Evidemment, nous sommes tous conscients que ce qui était
présenté était loin d’être définitif, et que d’ici quelques mois des versions
plus avancées devraient être en mesure de nous mettre tous d’accord. Et quand
bien même, seul Microsoft a pu présenter des jeux jouables sur le salon, rendant
l’expérience Xbox 360 plus prégnante que les maigres vidéos PS3 ou le néant
total Revolution.
Ainsi, bien qu’un peu en deçà de nos attentes, la
présentation de la Xbox 360 aura permis un premier contact, en attendant de
pouvoir y voir plus clair. Surtout que l’un des gros atouts de la console, à
savoir un nouveau Xbox Live très performant, n’a pas pu être vraiment montré. Et
pour être honnête, cette console a le mérite d’être sympa et attirante avec son
design doux et personnalisable, comme si on l’avait déjà adoptée et qu’elle
pouvait vite devenir un objet à la mode. C’est plutôt bon signe.
Quels jeux retenir ?
Une chose est certaine, LE jeu du salon, celui qui nous aura
vraiment marqués et dont on n’en peut plus d’attendre les premières versions
jouables, c’est Gears of War.
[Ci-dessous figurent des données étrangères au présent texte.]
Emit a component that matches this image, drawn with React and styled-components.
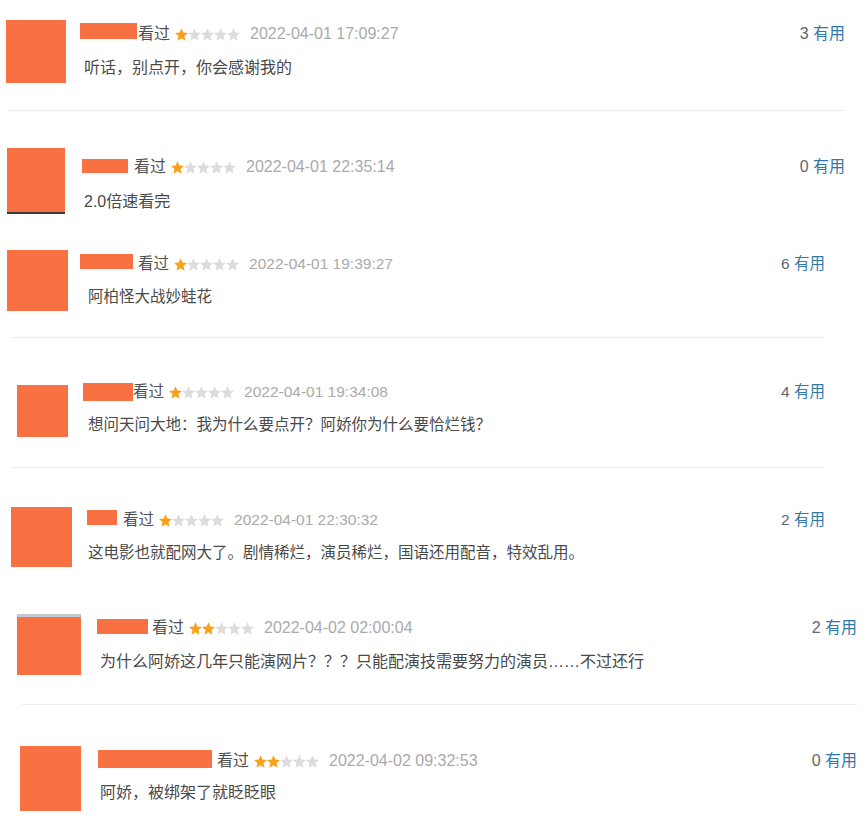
import React from 'react';
import styled, { createGlobalStyle } from 'styled-components';

const GlobalStyle = createGlobalStyle`
  html, body {
    margin: 0;
    background: #fff;
  }
  body {
    font-family: "Liberation Sans", "Noto Sans CJK SC", Arial, sans-serif;
  }
`

const Page = styled.main`
  width: 868px;
  height: 820px;
  overflow: hidden;
  display: flex;
  flex-direction: column;
`

const Row = styled.article`
  flex: none;
  display: flex;
  align-items: flex-start;
  box-sizing: border-box;
  margin: ${p => p.$mt}px 0 0 ${p => p.$left}px;
  width: ${p => p.$right - p.$left}px;
  font-size: ${p => p.$fs}px;
`

const Avatar = styled.div`
  flex: none;
  width: ${p => p.$w}px;
  height: ${p => p.$h}px;
  margin-top: ${p => p.$mt || 0}px;
  background: #f97142;
  box-shadow: ${p => p.$edge || 'none'};
`

const Body = styled.div`
  flex: 1;
  min-width: 0;
  margin-left: ${p => p.$gap}px;
  padding-top: ${p => p.$top}px;
`

const Header = styled.div`
  display: flex;
  align-items: flex-start;
  height: 20px;
  line-height: 20px;
  white-space: nowrap;
`

const NameMask = styled.span`
  flex: none;
  width: ${p => p.$w}px;
  height: ${p => p.$h}px;
  margin: ${p => p.$mt}px ${p => p.$gap}px 0 ${p => p.$off}px;
  background: #f97142;
`

const Watched = styled.span`
  color: #4f4f4f;
  margin-right: 5px;
`

const Stars = styled.span`
  display: flex;
  align-self: center;
  margin-right: 10px;
`

const Time = styled.span`
  color: #aaa;
`

const Votes = styled.span`
  margin-left: auto;
  color: #666;
`

const Useful = styled.a`
  color: #37a;
  text-decoration: none;
`

const Text = styled.p`
  margin: ${p => p.$mt}px 0 0;
  line-height: 20px;
  color: #494949;
  white-space: nowrap;
`

const Rule = styled.hr`
  flex: none;
  border: 0;
  height: 1px;
  background: #ededed;
  margin: ${p => p.$mt}px 0 0 ${p => p.$left}px;
  width: ${p => p.$right - p.$left}px;
`

const STAR = '6.5,0.3 8.35,4.6 13,5 9.5,8.1 10.55,12.8 6.5,10.35 2.45,12.8 3.5,8.1 0,5 4.65,4.6';

function Rating({ value }) {
  return (
    <Stars>
      {[0, 1, 2, 3, 4].map(i => (
        <svg key={i} width="13" height="13" viewBox="0 0 13 13">
          <polygon points={STAR} fill={i < value ? '#f9a11b' : '#dcdcdc'} />
        </svg>
      ))}
    </Stars>
  );
}

const comments = [
  {
    mt: 20, left: 6, right: 845, fs: 16,
    av: { w: 60, h: 63 }, gap: 18, top: 4,
    name: { off: -4, w: 57, h: 16, mt: -1, gap: 1 },
    stars: 1, time: '2022-04-01 17:09:27', text: '听话，别点开，你会感谢我的', textMt: 14, votes: 3,
    rule: { mt: 27, left: 7, right: 845 },
  },
  {
    mt: 37, left: 7, right: 845, fs: 16,
    av: { w: 58, h: 64, edge: '0 2px 0 #3a3a3a' }, gap: 19, top: 9,
    name: { off: -2, w: 46, h: 14, mt: 2, gap: 6 },
    stars: 1, time: '2022-04-01 22:35:14', text: '2.0倍速看完', textMt: 15, votes: 0,
  },
  {
    mt: 38, left: 7, right: 825, fs: 15.5,
    av: { w: 61, h: 61 }, gap: 20, top: 4,
    name: { off: -8, w: 53, h: 15, mt: 0, gap: 5 },
    stars: 1, time: '2022-04-01 19:39:27', text: '阿柏怪大战妙蛙花', textMt: 13, votes: 6,
    rule: { mt: 26, left: 12, right: 825 },
  },
  {
    mt: 44, left: 17, right: 825, fs: 15.5,
    av: { w: 51, h: 52, mt: 3 }, gap: 20, top: 0,
    name: { off: -5, w: 50, h: 18, mt: 1, gap: 0 },
    stars: 1, time: '2022-04-01 19:34:08', text: '想问天问大地：我为什么要点开？阿娇你为什么要恰烂钱？', textMt: 13, votes: 4,
    rule: { mt: 30, left: 12, right: 825 },
  },
  {
    mt: 39, left: 11, right: 825, fs: 15.5,
    av: { w: 61, h: 60 }, gap: 16, top: 3,
    name: { off: -1, w: 30, h: 15, mt: 0, gap: 6 },
    stars: 1, time: '2022-04-01 22:30:32', text: '这电影也就配网大了。剧情稀烂，演员稀烂，国语还用配音，特效乱用。', textMt: 13, votes: 2,
  },
  {
    mt: 50, left: 17, right: 857, fs: 16,
    av: { w: 64, h: 58, edge: '0 -3px 0 #c3c7cf' }, gap: 19, top: 1,
    name: { off: -3, w: 51, h: 15, mt: 1, gap: 4 },
    stars: 2, time: '2022-04-02 02:00:04', text: '为什么阿娇这几年只能演网片？？？只能配演技需要努力的演员……不过还行', textMt: 14, votes: 2,
    rule: { mt: 29, left: 22, right: 857 },
  },
  {
    mt: 41, left: 20, right: 857, fs: 16,
    av: { w: 61, h: 65 }, gap: 19, top: 5,
    name: { off: -2, w: 114, h: 18, mt: -1, gap: 5 },
    stars: 2, time: '2022-04-02 09:32:53', text: '阿娇，被绑架了就眨眨眼', textMt: 12, votes: 0,
  },
];

export default function App() {
  return (
    <>
      <GlobalStyle />
      <Page>
        {comments.map((c, i) => (
          <React.Fragment key={i}>
            <Row $mt={c.mt} $left={c.left} $right={c.right} $fs={c.fs}>
              <Avatar $w={c.av.w} $h={c.av.h} $mt={c.av.mt} $edge={c.av.edge} />
              <Body $gap={c.gap} $top={c.top}>
                <Header>
                  <NameMask $off={c.name.off} $w={c.name.w} $h={c.name.h} $mt={c.name.mt} $gap={c.name.gap} />
                  <Watched>看过</Watched>
                  <Rating value={c.stars} />
                  <Time>{c.time}</Time>
                  <Votes>{c.votes} <Useful href="#">有用</Useful></Votes>
                </Header>
                <Text $mt={c.textMt}>{c.text}</Text>
              </Body>
            </Row>
            {c.rule && <Rule $mt={c.rule.mt} $left={c.rule.left} $right={c.rule.right} />}
          </React.Fragment>
        ))}
      </Page>
    </>
  );
}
Peut être encore inconnu de la plupart, le titre
développé par Epic s’est révélé à la fois techniquement impressionnant,
esthétiquement magnifique, et ludiquement très prometteur. Il s’agit sans nul
doute du premierjeu qui fera ressentir aux joueurs le fossé qui existe
entre la Xbox et la Xbox 360, et si Microsoft arrive à le sortir à temps il
risque de mettre une sacrée pression à Sony. Pour dire, toutes les images que
vous pouvez voir traîner sur le net (hormis les dessins) sont des images ingame.
Pour certains c’est difficile à croire, mais c’est juste totalement vrai.
D’ailleurs aucun autre jeu du salon ne pouvait tenir la comparaison
graphiquement parlant, pas même les plus beaux jeux PC.
Hormis Gears of War,
l’autre très bonne surprise n’était autre que la suite de Morrowind, à savoir
Oblivion. Beau et visiblement très profond, si le jeu de Bethesda sort à temps
(c’est-à-dire à Noël), nul doute qu’il fera tourner pas mal de têtes, et
offrirait en plus un jeu profond dès les premières semaines d’existence de la
Xbox 360, ce qui est toujours bon à prendre.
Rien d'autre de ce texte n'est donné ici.